Robust and Safe Multi-Agent Reinforcement Learning with Communication for Autonomous Vehicles: From Simulation to Hardware
Keshawn Smith, Zhili Zhang, H M Sabbir Ahmad, Ehsan Sabouni, Maniak Mondal, Song Han, Wenchao Li, Fei Miao
TL;DR
The paper tackles the sim-to-real gap in multi-agent reinforcement learning for autonomous vehicles by introducing RSR-RSMARL, a Real-Sim-Real framework that couples robust MARL with a modular Safety Shield based on Control Barrier Functions. It aligns state and action representations with real-world sensing and actuation, explicitly models V2V communication delays during training, and supports both PID and MPC low-level controllers to enforce safety during execution.

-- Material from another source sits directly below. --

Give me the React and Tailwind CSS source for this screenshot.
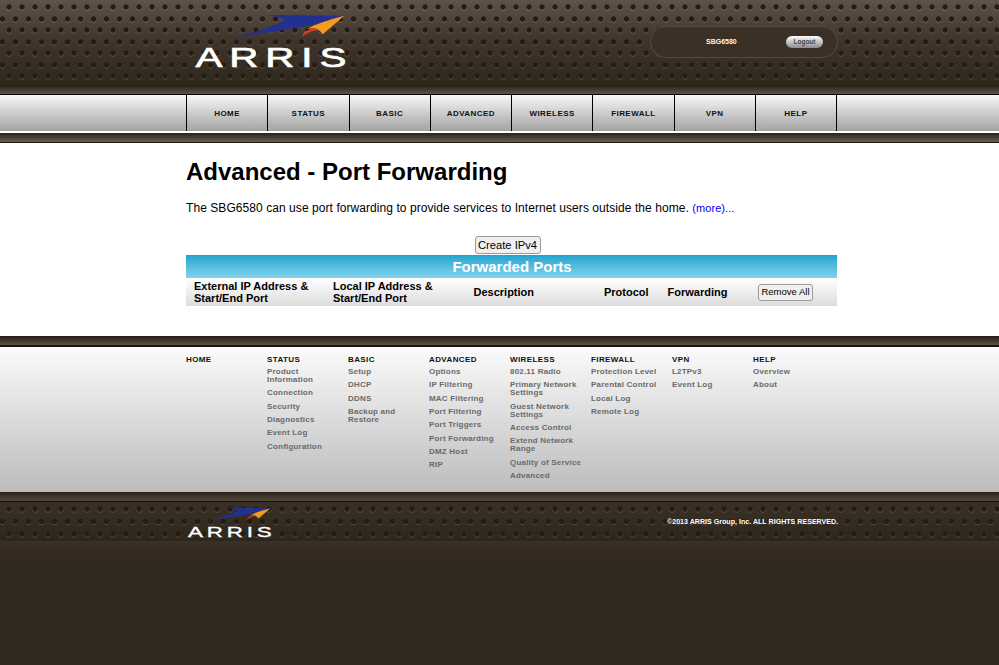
const navItems = ['HOME', 'STATUS', 'BASIC', 'ADVANCED', 'WIRELESS', 'FIREWALL', 'VPN', 'HELP'];

const footerCols = [
  { title: 'HOME', items: [] },
  { title: 'STATUS', items: ['Product Information', 'Connection', 'Security', 'Diagnostics', 'Event Log', 'Configuration'] },
  { title: 'BASIC', items: ['Setup', 'DHCP', 'DDNS', 'Backup and Restore'] },
  { title: 'ADVANCED', items: ['Options', 'IP Filtering', 'MAC Filtering', 'Port Filtering', 'Port Triggers', 'Port Forwarding', 'DMZ Host', 'RIP'] },
  { title: 'WIRELESS', items: ['802.11 Radio', 'Primary Network Settings', 'Guest Network Settings', 'Access Control', 'Extend Network Range', 'Quality of Service', 'Advanced'] },
  { title: 'FIREWALL', items: ['Protection Level', 'Parental Control', 'Local Log', 'Remote Log'] },
  { title: 'VPN', items: ['L2TPv3', 'Event Log'] },
  { title: 'HELP', items: ['Overview', 'About'] },
];

function Logo({ className }) {
  return (
    <svg viewBox="100 30 480 190" className={className}>
      <path d="M325 45 L555 47 L445 78 Q360 92 212 115 Q330 88 376 62 Q368 54 325 45 Z" fill="#22318f" />
      <path d="M555 47 L490 103 Q480 88 462 84 L442 87 Q480 66 555 47 Z" fill="#f59a23" />
      <path d="M428 111 Q428 92 466 84 L480 90 Q448 90 428 111 Z" fill="#e23d2a" />
      <text x="106" y="202" fontSize="82" fill="#fff" stroke="#fff" strokeWidth="2" fontFamily="'Liberation Sans', sans-serif" letterSpacing="14" textLength="476" lengthAdjust="spacingAndGlyphs">ARRIS</text>
    </svg>
  );
}

export default function App() {
  return (
    <div className="min-h-screen flex flex-col bg-[#32291f] font-['Liberation_Sans',Arial,sans-serif] text-black">
      {/* top dotted header */}
      <div className="h-[85px] shrink-0 flex items-start pl-[193px] bg-[radial-gradient(circle_at_9px_7px,#251c14_2.3px,transparent_3px),radial-gradient(circle_at_2.5px_19px,#251c14_2.3px,transparent_3px),radial-gradient(circle_at_9px_8px,rgba(255,255,255,0.12)_2.5px,transparent_3.2px),radial-gradient(circle_at_2.5px_20px,rgba(255,255,255,0.12)_2.5px,transparent_3.2px),linear-gradient(to_bottom,#5e5349,#40362c_45%,#2f261c)] [background-size:13px_23px,13px_23px,13px_23px,13px_23px,100%_100%]">
        <Logo className="w-[160px] h-[63px] mt-[10px] shrink-0" />
        <div className="ml-[297px] mt-[26px] w-[188px] h-[32px] shrink-0 rounded-[16px] border border-[#544a40] bg-[#3a3026] flex items-center">
          <span className="ml-[55px] w-[33px] text-[7px] font-bold text-[#fff6e0] whitespace-nowrap">SBG6580</span>
          <button className="ml-[47px] w-[37px] h-[12px] rounded-[6px] bg-gradient-to-b from-[#ffffff] to-[#8c8c8c] text-[6.5px] font-bold text-[#444] flex items-center justify-center">Logout</button>
        </div>
      </div>

      <div className="h-[9px] shrink-0 bg-gradient-to-b from-[#272018] to-[#5f544a]"></div>

      {/* main nav */}
      <div className="h-[39px] shrink-0 border-t border-black bg-gradient-to-b from-[#f8f8f8] to-[#a3a3a3] border-b-2 border-b-white">
        <div className="ml-[186px] w-[651px] h-full flex border-r border-black">
          {navItems.map((item) => (
            <div key={item} className="flex-1 border-l border-black flex items-center justify-center pt-[1px] text-[8px] font-bold tracking-[0.45px] text-[#111]">
              {item}
            </div>
          ))}
        </div>
      </div>

      <div className="h-[10px] shrink-0 bg-gradient-to-b from-[#2b231a] to-[#6a5f55] border-b border-[#1c1710]"></div>

      {/* content */}
      <div className="h-[193px] shrink-0 bg-white">
        <div className="ml-[186px] w-[651px]">
          <h1 className="pt-[14px] text-[24px] leading-[30px] font-bold">Advanced - Port Forwarding</h1>
          <p className="mt-[13px] text-[12px] leading-[16px] tracking-[0.065px]">
            The SBG6580 can use port forwarding to provide services to Internet users outside the home.{' '}
            <span className="text-[11px] text-[#0000ee]">(more)</span><span className="text-[11px] text-[#00008b]">...</span>
          </p>
          <div className="mt-[20px] mb-[1px] flex justify-center pr-[8px]">
            <button className="w-[66px] h-[18px] rounded-[3px] border border-[#9a9a9a] bg-[#f0f0f0] text-[11.2px] flex items-center justify-center">Create IPv4</button>
          </div>
          <div className="h-[23px] pt-[1px] pl-[1px] bg-gradient-to-b from-[#1ca3cd] to-[#80d4f0] text-white text-[15px] font-bold flex items-center justify-center">Forwarded Ports</div>
          <div className="h-[28px] flex items-center bg-gradient-to-b from-[#ffffff] to-[#dcdcdc] text-[11px] leading-[12px] font-bold">
            <div className="w-[139px] pl-[8px] shrink-0">External IP Address &amp;<br />Start/End Port</div>
            <div className="w-[141px] shrink-0 pl-[8px]">Local IP Address &amp;<br />Start/End Port</div>
            <div className="w-[138px] shrink-0 pl-[7.5px]">Description</div>
            <div className="w-[63.5px] shrink-0">Protocol</div>
            <div className="w-[90.5px] shrink-0">Forwarding</div>
            <button className="w-[55px] h-[17px] shrink-0 whitespace-nowrap rounded-[3px] border border-[#9a9a9a] bg-[#f0f0f0] text-[9.5px] font-normal flex items-center justify-center">Remove All</button>
          </div>
        </div>
      </div>

      <div className="h-[11px] shrink-0 bg-gradient-to-b from-[#261f17] to-[#5c5146] border-b-2 border-b-[#17130e]"></div>

      {/* footer links */}
      <div className="h-[145px] shrink-0 bg-gradient-to-b from-[#fbfbfb] to-[#bcbcbc]">
        <div className="ml-[186px] flex pt-[9px]">
          {footerCols.map((col) => (
            <div key={col.title} className="w-[81px] shrink-0 pr-[6px]">
              <div className="text-[8px] leading-[8px] font-bold tracking-[0.4px] text-[#111]">{col.title}</div>
              <div className="mt-[4px] flex flex-col gap-[5.33px]">
                {col.items.map((item) => (
                  <div key={item} className="text-[8px] leading-[8px] font-bold tracking-[0.2px] text-[#6a6a6a]">{item}</div>
                ))}
              </div>
            </div>
          ))}
        </div>
      </div>

      <div className="h-[10px] shrink-0 bg-gradient-to-b from-[#2a231a] to-[#54493e] border-b border-[#14100b]"></div>

      {/* bottom dotted strip */}
      <div className="h-[39px] shrink-0 flex items-start pl-[187px] bg-[radial-gradient(circle_at_9px_7px,#251c14_2.3px,transparent_3px),radial-gradient(circle_at_2.5px_19.5px,#251c14_2.3px,transparent_3px),radial-gradient(circle_at_9px_8px,rgba(255,255,255,0.12)_2.5px,transparent_3.2px),radial-gradient(circle_at_2.5px_20.5px,rgba(255,255,255,0.12)_2.5px,transparent_3.2px),linear-gradient(to_bottom,#3a3026,#2e261c)] [background-size:13px_25px,13px_25px,13px_25px,13px_25px,100%_100%]">
        <Logo className="w-[88px] h-[35px] mt-[3px] shrink-0" />
        <div className="ml-[392px] mt-[16px] text-[7.1px] leading-[8px] font-bold text-white whitespace-nowrap">©2013 ARRIS Group, Inc. ALL RIGHTS RESERVED.</div>
      </div>

      <div className="flex-1 bg-[linear-gradient(to_bottom,#3a3026,#32291f_16px)]"></div>
    </div>
  );
}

The approach is validated through extensive CARLA simulations and zero-shot transfers to 1/10th-scale hardware, demonstrating zero collisions, improved safety, and coordinated behaviors across varying scenarios. The work highlights that integrating a safety shield with communication-aware training, and selecting appropriate low-level control backends, is crucial for practical, scalable multi-agent autonomy in real-world traffic.
Abstract
Deep multi-agent reinforcement learning (MARL) has been demonstrated effectively in simulations for multi-robot problems. For autonomous vehicles, the development of vehicle-to-vehicle (V2V) communication technologies provide opportunities to further enhance system safety. However, zero-shot transfer of simulator-trained MARL policies to dynamic hardware systems remains challenging, and how to leverage communication and shared information for MARL has limited demonstrations on hardware. This problem is challenged by discrepancies between simulated and physical states, system state and model uncertainties, practical shared information design, and the need for safety guarantees in both simulation and hardware. This paper designs RSR-RSMARL, a novel Robust and Safe MARL framework that supports Real-Sim-Real (RSR) policy adaptation for multi-agent systems with communication among agents, with both simulation and hardware demonstrations. RSR-RSMARL leverages state (includes shared state information among agents) and action representations considering real system complexities for MARL formulation. The MARL policy is trained with robust MARL algorithm to enable zero-shot transfer to hardware considering the sim-to-real gap. A safety shield module using Control Barrier Functions (CBFs) provides safety guarantee for each individual agent. Experimental results on 1/10th-scale autonomous vehicles with V2V communication demonstrate the ability of RSR-RSMARL framework to enhance driving safety and coordination across multiple configurations. These findings emphasize the importance of jointly designing robust policy representations and modular safety architectures to enable scalable, generalizable RSR transfer in multi-agent autonomy.